In the recent case of People v. Aguilar, 2013 IL 112116, 2 N.E.3d 321, which was decided during the pendency of this appeal, our supreme court held that subsection (a)(3)(A), in conjunction with subsection (a)(1), violates the second amendment on its face. The second amendment provides: “A well regulated Militia, being necessary to the security of a free State, the right of the people to keep and bear Arms, shall not be infringed.” U.S. Const., amend. II. The Aguilar court noted that the United States Supreme Court has stated that a “‘central'” component of this right is “‘the inherent right of self-defense.'” Id. ∂ 16 (quoting District of Columbia v. Heller, 554 U.S. 570, 628, 128 S. Ct. 2783, 171 L. Ed. 2d 637 (2008)); see also McDonald v. City of Chicago, 130 S.Ct. 3020, 3026, 177 L. Ed. 2d 894 (2010) (reiterating Heller’s conclusion that “the Second Amendment protects the right to keep and bear arms for the purpose of self-defense”). The Aguilar court found this constitutional principle to be at odds with subsection (a)(3)(A), which “categorically prohibits the possession and use of an operable firearm for self-defense outside the home.” Aguilar, 2013 IL 112116, ∂ 21. Thus, the court held that subsection (a)(3)(A) violated the right to keep and bear arms as guaranteed by the second amendment, and it reversed defendant’s conviction under that subsection. Id. ∂ 22.
In reaching this conclusion, the Aguilar court emphasized that its decision was a limited one:
“Of course, in concluding that the second amendment protects the right to possess and use a firearm for self-defense outside the home, we are in no way saying that such a right is unlimited or is not subject to meaningful regulation. [Citation.] That said, we cannot escape the reality that, in this case, we are dealing not with a reasonable regulation but with a comprehensive ban.” Id. ∂ 21.
See also id. ∂ 26 (“‘nothing in our opinion should be taken to cast doubt on longstanding prohibitions on the possession of firearms by felons and the mentally ill, *** or laws imposing conditions and qualifications on the commercial sale of arms'”) (quoting Heller, 554 U.S. at 626-27).
Pursuant to Aguilar, defendant’s conviction under counts II, V, and VI is invalid and must be vacated, insofar as those three counts were premised upon the trial court’s finding that defendant knowingly carried an uncased, loaded, immediately accessible firearm on his person outside his abode or place of business in violation of subsection (a)(3)(A).

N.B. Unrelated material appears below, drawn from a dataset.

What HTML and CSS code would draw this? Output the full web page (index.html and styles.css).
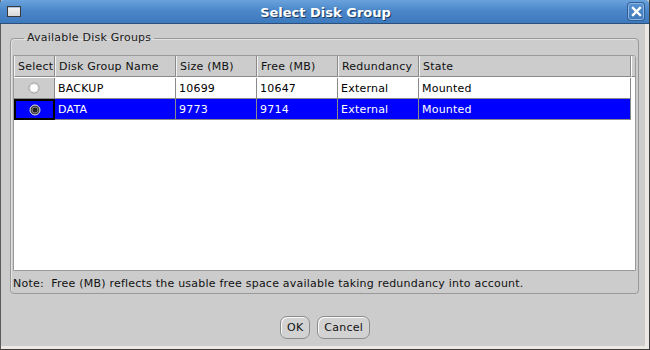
FILE: index.html
```html
<!DOCTYPE html>
<html lang="en">
<head>
  <meta charset="UTF-8">
  <title>Select Disk Group</title>
  <link rel="stylesheet" href="styles.css">
</head>
<body>

  <div class="window">
    <!-- title bar -->
    <div class="titlebar">
      <span class="win-icon"></span>
      <span class="title">Select Disk Group</span>
      <span class="close">
        <svg width="11" height="11" viewBox="0 0 11 11">
          <path d="M2 2 L9 9 M9 2 L2 9" stroke="#fff" stroke-width="2.4" stroke-linecap="square"/>
        </svg>
      </span>
    </div>

    <div class="content">
      <fieldset class="group">
        <legend>Available Disk Groups</legend>

        <div class="scroll">
          <div class="header">
            <table class="grid">
              <tr>
                <th class="c-sel">Select</th>
                <th class="c-name">Disk Group Name</th>
                <th class="c-num">Size (MB)</th>
                <th class="c-num">Free (MB)</th>
                <th class="c-num">Redundancy</th>
                <th class="c-state">State</th>
              </tr>
            </table>
            <div class="corner"></div>
          </div>
          <table class="grid rows">
            <tr>
              <td class="c-sel radio-cell">
                <svg width="12" height="12" viewBox="0 0 12 12">
                  <circle cx="6" cy="6" r="5" fill="#fff" stroke="#9a9a9a" stroke-width="1"/>
                  <circle cx="6" cy="6" r="4" fill="none" stroke="#e6e6e6" stroke-width="1"/>
                </svg>
              </td>
              <td class="c-name">BACKUP</td>
              <td class="c-num">10699</td>
              <td class="c-num">10647</td>
              <td class="c-num">External</td>
              <td class="c-state">Mounted</td>
            </tr>
            <tr class="selected">
              <td class="c-sel radio-cell focus">
                <svg width="12" height="12" viewBox="0 0 12 12">
                  <circle cx="6" cy="6" r="5" fill="#3a3a3a" stroke="#e8e8e8" stroke-width="1"/>
                  <circle cx="6" cy="6" r="3" fill="#222" stroke="#888" stroke-width="1"/>
                </svg>
              </td>
              <td class="c-name">DATA</td>
              <td class="c-num">9773</td>
              <td class="c-num">9714</td>
              <td class="c-num">External</td>
              <td class="c-state">Mounted</td>
            </tr>
          </table>
        </div>

        <div class="note">Note:&nbsp; Free (MB) reflects the usable free space available taking redundancy into account.</div>
      </fieldset>

      <div class="buttons">
        <button class="btn">OK</button>
        <button class="btn">Cancel</button>
      </div>
    </div>
  </div>

</body>
</html>
```

FILE: styles.css
```css
html, body {
  margin: 0;
  padding: 0;
  width: 650px;
  height: 350px;
  overflow: hidden;
  background: #cccccc;
  font-family: 'DejaVu Sans', sans-serif;
  font-size: 11px;
  letter-spacing: 0.22px;
  color: #000;
}

.window {
  width: 650px;
  height: 350px;
  box-sizing: border-box;
  display: flex;
  flex-direction: column;
  border-right: 1px solid #3c3c3c;
  border-bottom: 1px solid #3c3c3c;
  border-left: 1px solid #5a5a5a;
}

/* title bar */
.titlebar {
  height: 23px;
  flex: none;
  display: flex;
  align-items: center;
  position: relative;
  background: linear-gradient(to bottom, #6aa2dc 0%, #4b87c9 45%, #3d79bd 100%);
  border-bottom: 1px solid #2c4f7c;
  border-radius: 4px 4px 0 0;
  margin-left: -1px;
}

.win-icon {
  width: 12px;
  height: 9px;
  margin-left: 7px;
  background: linear-gradient(to bottom, #f4f4f4, #d8d8d8);
  border: 1px solid #3a3a3a;
  box-shadow: inset 0 1px 0 #a9c4e4;
}

.title {
  flex: 1;
  text-align: center;
  color: #fff;
  font-weight: bold;
  font-size: 13px;
  letter-spacing: 0;
  text-shadow: 1px 1px 0 #1f3b5e;
  padding-left: 2px;
  margin-top: 1px;
}

.close {
  width: 14px;
  height: 15px;
  margin-right: 5px;
  display: flex;
  align-items: center;
  justify-content: center;
  border: 1px solid #8fb4dd;
  border-radius: 3px;
  background: linear-gradient(to bottom, #5690cf, #3f79ba);
  box-shadow: 0 0 0 1px #2f5f98;
}

/* dialog content */
.content {
  flex: 1;
  display: flex;
  flex-direction: column;
  border-right: 4px solid #ece9e4;
  border-bottom: 3px solid #ece9e4;
}

.group {
  margin: 7px 6px 0 9px;
  padding: 10px 2px 2px 2px;
  border: 1px solid #999;
  border-radius: 4px;
  box-shadow: inset 1px 1px 0 #e2e2e2;
}

.group legend {
  padding: 0 3px;
  margin-left: 11px;
  line-height: 14px;
  color: #1a1a1a;
}

.scroll {
  height: 214px;
  background: #fff;
  border: 1px solid #9a9a9a;
  border-radius: 0 3px 0 0;
}

.header {
  display: flex;
  background: #cccccc;
}

.corner {
  flex: 1;
  border-bottom: 1px solid #8a8a8a;
  border-left: 1px solid #fff;
}

.grid {
  border-collapse: separate;
  border-spacing: 0;
  table-layout: fixed;
  width: 617px;
}

.grid th,
.grid td {
  box-sizing: border-box;
  height: 21px;
  padding: 0 0 0 3px;
  text-align: left;
  font-weight: normal;
  white-space: nowrap;
  overflow: hidden;
  border-right: 1px solid #8a8a8a;
  border-bottom: 1px solid #8a8a8a;
}

.grid th {
  background: #cccccc;
  border-left: 1px solid #f2f2f2;
  color: #111;
}

.c-sel { width: 41px; }
.c-name { width: 121px; }
.c-num { width: 81px; }
.c-state { width: 212px; }

.rows {
  margin-top: 1px;
}

.rows td {
  background: #fff;
}

.rows .radio-cell {
  background: #cccccc;
  padding: 0;
  text-align: center;
}

.radio-cell svg {
  display: block;
  margin: 0 auto;
}

.rows .selected td {
  background: #0000ff;
  color: #fff;
}

.rows .selected .focus {
  border: 2px solid #000;
}

.note {
  margin-top: 6px;
  line-height: 14px;
  padding-left: 0;
  color: #111;
}

.buttons {
  display: flex;
  justify-content: center;
  gap: 7px;
  margin-top: 22px;
  padding-left: 4px;
}

.btn {
  font-family: 'DejaVu Sans', sans-serif;
  font-size: 11px;
  letter-spacing: 0.22px;
  height: 23px;
  padding: 0 6px;
  color: #111;
  background: #d2d2d2;
  border: 1px solid #8c8c8c;
  border-radius: 7px;
  box-shadow: inset 1px 1px 0 #fafafa;
}
```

However, our inquiry does not end there, because the trial court also found defendant guilty of AUUW on count III based on his possession of a firearm without a valid FOID card, in violation of subsection (a)(3)(C). The State argues that, even if subsection (a)(3)(A) is unconstitutional, subsection (a)(3)(C) passes constitutional muster, so defendant’s conviction on count III should be affirmed. We note that defendant makes no response to this argument by the State except to assert in a footnote of his reply brief that “as the AUUW statute is facially unconstitutional, no AUUW conviction may stand.” He presents no further argument or authority in support of this assertion.

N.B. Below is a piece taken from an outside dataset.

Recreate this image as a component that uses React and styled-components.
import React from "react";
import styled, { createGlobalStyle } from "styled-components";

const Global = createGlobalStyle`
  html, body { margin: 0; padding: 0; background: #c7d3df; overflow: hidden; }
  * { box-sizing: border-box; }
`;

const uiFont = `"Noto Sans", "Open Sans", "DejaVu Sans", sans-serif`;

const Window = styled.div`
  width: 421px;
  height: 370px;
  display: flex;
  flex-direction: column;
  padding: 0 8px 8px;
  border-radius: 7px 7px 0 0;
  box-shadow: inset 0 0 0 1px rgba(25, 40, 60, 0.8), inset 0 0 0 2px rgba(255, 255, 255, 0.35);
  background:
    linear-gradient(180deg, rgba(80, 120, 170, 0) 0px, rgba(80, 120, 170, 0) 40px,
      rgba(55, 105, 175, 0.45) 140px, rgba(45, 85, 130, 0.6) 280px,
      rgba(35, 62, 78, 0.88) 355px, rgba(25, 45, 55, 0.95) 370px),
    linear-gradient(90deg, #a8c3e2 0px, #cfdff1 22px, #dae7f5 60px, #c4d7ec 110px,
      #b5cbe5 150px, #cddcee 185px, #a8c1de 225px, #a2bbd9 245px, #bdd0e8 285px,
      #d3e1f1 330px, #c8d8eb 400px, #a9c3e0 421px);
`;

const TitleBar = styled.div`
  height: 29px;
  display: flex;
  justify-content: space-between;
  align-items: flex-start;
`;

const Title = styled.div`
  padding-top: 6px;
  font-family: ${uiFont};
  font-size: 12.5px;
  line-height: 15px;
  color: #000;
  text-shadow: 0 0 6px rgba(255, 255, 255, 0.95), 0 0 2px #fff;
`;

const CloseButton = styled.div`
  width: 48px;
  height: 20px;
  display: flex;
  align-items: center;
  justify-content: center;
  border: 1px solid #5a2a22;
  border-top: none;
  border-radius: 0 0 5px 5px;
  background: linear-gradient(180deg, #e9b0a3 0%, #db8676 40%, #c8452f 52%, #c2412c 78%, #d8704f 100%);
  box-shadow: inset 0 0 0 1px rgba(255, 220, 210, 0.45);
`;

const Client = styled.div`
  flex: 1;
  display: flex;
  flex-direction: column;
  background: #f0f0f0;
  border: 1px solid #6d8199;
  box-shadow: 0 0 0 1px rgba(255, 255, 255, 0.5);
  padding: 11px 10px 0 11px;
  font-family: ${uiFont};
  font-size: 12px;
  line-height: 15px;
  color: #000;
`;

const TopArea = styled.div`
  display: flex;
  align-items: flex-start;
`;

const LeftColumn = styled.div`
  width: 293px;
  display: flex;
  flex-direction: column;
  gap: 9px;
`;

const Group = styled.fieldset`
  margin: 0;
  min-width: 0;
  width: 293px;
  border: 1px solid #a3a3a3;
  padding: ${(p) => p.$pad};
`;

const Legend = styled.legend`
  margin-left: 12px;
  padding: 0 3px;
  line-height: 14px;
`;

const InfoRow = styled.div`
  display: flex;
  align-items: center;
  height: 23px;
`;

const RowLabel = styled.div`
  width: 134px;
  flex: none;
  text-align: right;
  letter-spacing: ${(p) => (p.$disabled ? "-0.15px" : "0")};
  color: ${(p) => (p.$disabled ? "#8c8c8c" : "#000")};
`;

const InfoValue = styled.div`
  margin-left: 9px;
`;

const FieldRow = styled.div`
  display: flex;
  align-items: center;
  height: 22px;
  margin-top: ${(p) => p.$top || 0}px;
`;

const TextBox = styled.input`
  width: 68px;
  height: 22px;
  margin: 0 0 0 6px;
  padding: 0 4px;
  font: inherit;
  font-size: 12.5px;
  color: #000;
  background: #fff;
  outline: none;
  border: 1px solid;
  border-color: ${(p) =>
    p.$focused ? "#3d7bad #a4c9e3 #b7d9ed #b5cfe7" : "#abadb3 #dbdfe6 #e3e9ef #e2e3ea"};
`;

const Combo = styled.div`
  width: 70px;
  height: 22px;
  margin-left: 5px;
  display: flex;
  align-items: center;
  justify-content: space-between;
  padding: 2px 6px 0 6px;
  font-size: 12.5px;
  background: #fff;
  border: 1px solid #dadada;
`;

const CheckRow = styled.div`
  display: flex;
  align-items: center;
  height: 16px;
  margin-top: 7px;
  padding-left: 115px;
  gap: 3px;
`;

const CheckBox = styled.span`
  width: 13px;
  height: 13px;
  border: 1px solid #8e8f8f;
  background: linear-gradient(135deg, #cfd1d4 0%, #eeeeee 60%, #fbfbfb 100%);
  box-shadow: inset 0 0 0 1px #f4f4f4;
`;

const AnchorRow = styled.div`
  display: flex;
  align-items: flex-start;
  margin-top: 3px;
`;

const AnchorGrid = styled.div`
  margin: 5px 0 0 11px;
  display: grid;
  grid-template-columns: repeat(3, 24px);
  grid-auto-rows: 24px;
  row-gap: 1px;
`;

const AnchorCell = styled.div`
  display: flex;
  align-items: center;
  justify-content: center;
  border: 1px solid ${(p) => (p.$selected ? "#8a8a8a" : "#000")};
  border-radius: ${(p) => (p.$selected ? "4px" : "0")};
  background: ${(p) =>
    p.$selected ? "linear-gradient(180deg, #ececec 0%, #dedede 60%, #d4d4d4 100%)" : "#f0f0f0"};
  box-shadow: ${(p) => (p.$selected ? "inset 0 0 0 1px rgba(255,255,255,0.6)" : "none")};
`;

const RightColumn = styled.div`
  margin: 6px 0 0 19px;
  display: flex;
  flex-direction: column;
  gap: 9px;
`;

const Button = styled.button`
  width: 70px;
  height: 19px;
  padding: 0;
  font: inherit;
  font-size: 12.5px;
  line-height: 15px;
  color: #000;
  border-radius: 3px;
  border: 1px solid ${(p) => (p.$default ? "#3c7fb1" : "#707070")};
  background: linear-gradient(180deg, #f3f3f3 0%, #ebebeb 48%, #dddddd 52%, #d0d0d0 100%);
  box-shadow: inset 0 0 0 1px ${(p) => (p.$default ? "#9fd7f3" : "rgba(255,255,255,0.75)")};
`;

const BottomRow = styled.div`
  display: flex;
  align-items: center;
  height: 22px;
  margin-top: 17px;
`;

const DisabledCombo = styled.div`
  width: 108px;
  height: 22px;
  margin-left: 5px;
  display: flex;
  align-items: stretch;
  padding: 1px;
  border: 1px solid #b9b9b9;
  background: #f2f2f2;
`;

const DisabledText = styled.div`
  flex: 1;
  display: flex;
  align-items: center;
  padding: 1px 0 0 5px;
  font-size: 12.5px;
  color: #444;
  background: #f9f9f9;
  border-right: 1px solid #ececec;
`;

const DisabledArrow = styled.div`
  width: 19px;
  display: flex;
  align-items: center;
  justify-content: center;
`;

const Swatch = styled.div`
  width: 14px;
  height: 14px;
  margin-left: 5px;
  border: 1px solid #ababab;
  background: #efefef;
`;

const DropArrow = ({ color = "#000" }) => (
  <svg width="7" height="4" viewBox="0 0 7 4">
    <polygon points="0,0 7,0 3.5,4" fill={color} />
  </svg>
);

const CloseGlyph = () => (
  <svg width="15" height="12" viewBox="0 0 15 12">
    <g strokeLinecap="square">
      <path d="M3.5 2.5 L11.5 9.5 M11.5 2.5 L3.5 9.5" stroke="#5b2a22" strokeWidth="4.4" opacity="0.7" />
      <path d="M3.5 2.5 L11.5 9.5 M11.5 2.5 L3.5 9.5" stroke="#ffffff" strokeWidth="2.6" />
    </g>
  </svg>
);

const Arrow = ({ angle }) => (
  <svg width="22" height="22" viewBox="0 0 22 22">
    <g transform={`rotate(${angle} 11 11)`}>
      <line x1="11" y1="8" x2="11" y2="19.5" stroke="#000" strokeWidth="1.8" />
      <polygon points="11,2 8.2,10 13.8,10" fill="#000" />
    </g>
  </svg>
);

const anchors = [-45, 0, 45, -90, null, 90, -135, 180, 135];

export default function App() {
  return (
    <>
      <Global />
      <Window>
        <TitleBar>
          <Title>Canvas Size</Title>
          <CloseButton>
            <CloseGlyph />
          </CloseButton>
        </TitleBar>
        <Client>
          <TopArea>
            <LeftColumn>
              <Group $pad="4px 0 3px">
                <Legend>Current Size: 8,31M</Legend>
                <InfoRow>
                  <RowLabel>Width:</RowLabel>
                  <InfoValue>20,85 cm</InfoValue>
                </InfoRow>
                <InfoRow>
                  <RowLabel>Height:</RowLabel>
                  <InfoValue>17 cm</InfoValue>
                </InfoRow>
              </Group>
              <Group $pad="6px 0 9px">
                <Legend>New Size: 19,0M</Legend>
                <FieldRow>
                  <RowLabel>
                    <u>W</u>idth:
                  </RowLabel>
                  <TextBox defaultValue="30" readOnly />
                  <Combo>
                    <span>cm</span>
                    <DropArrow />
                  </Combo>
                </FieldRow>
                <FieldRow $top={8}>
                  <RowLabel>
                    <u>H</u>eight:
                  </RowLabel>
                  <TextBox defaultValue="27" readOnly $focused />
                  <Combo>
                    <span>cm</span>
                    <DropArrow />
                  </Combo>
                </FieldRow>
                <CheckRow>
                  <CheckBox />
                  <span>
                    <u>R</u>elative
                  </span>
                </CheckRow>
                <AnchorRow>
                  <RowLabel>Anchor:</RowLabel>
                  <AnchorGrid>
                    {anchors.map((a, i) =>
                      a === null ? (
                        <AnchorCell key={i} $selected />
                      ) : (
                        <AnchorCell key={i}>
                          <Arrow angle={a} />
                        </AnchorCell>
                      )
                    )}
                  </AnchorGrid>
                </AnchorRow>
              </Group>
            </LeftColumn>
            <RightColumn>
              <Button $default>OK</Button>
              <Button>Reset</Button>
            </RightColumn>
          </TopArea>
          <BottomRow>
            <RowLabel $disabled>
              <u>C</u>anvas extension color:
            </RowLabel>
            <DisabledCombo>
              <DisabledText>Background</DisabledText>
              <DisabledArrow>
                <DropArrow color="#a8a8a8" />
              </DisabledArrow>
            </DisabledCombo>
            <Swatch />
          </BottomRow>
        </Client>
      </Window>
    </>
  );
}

In any event, we agree with the State on this point. The Aguilar court did not purport to find subsection (a)(3)(C) unconstitutional. On the contrary, as noted, it carefully limited its decision to the “comprehensive ban” on possession of firearms outside the home contained in subsection (a)(3)(A), contrasting it with “reasonable regulation” that remains permissible under the second amendment. Aguilar, 2013 IL 112116, ∂∂ 21, 26; see People v. Henderson, 2013 IL App (1st) 113294, ∂ 36 (holding that the validity of subsection (a)(3)(C) was “unaffected by Aguilar”). In our recent decision in Henderson, this court upheld a defendant’s conviction for AUUW under subsection (a)(3)(C), holding that the subsection was not facially unconstitutional and was severable from the subsection struck in Aguilar. Id. ∂ 13-23. With regard to its severability, the court reasoned that the subsection was not “‘so intertwined with the rest of the statute that the legislature intended the statute to stand or fall as a whole'” (id. ∂ 22 (quoting People v. Singmouangthong, 334 Ill. App. 3d 542, 778 N.E.2d 390, 268 Ill. Dec. 404 (2002))) but, rather, could stand independently of the stricken portion of the statute. Defendant has not presented us with any reason to depart from this decision, nor has our research disclosed any. Accordingly, we reaffirm our holding in Henderson that subsection (a)(3)(C) remains good law even in light of Aguilar.
For the foregoing reasons, we reverse defendant’s convictions for AUUW on counts II, V, and VI, but we affirm his conviction on count III. Since the trial court did not impose a sentence for count III, which was merged with the other counts for sentencing purposes, we remand the cause for sentencing on that conviction pursuant to Illinois Supreme Court Rule 615(b)(2). Ill. S. Ct. R. 615(b)(2) (reviewing court may “set aside, affirm, or modify any or all of the proceedings subsequent to or dependent upon the judgment or order from which the appeal is taken”); see People v. Dixon, 91 Ill. 2d 346, 353-54, 438 N.E.2d 180, 63 Ill. Dec. 442 (1982) (court is authorized under Rule 615(b)(2) to remand cause for imposition of sentence).
Affirmed in part, reversed in part, and remanded with directions.
1 Defendant was also charged with unlawful possession of a firearm by a street gang member in violation of section 24-1.8 of the Criminal Code (720 ILCS 5/24-1.8 (West 2010)). However, defendant was acquitted of this charge because the State did not prove that the Latin Kings constituted a street gang under Illinois law, and this charge is not at issue in this appeal.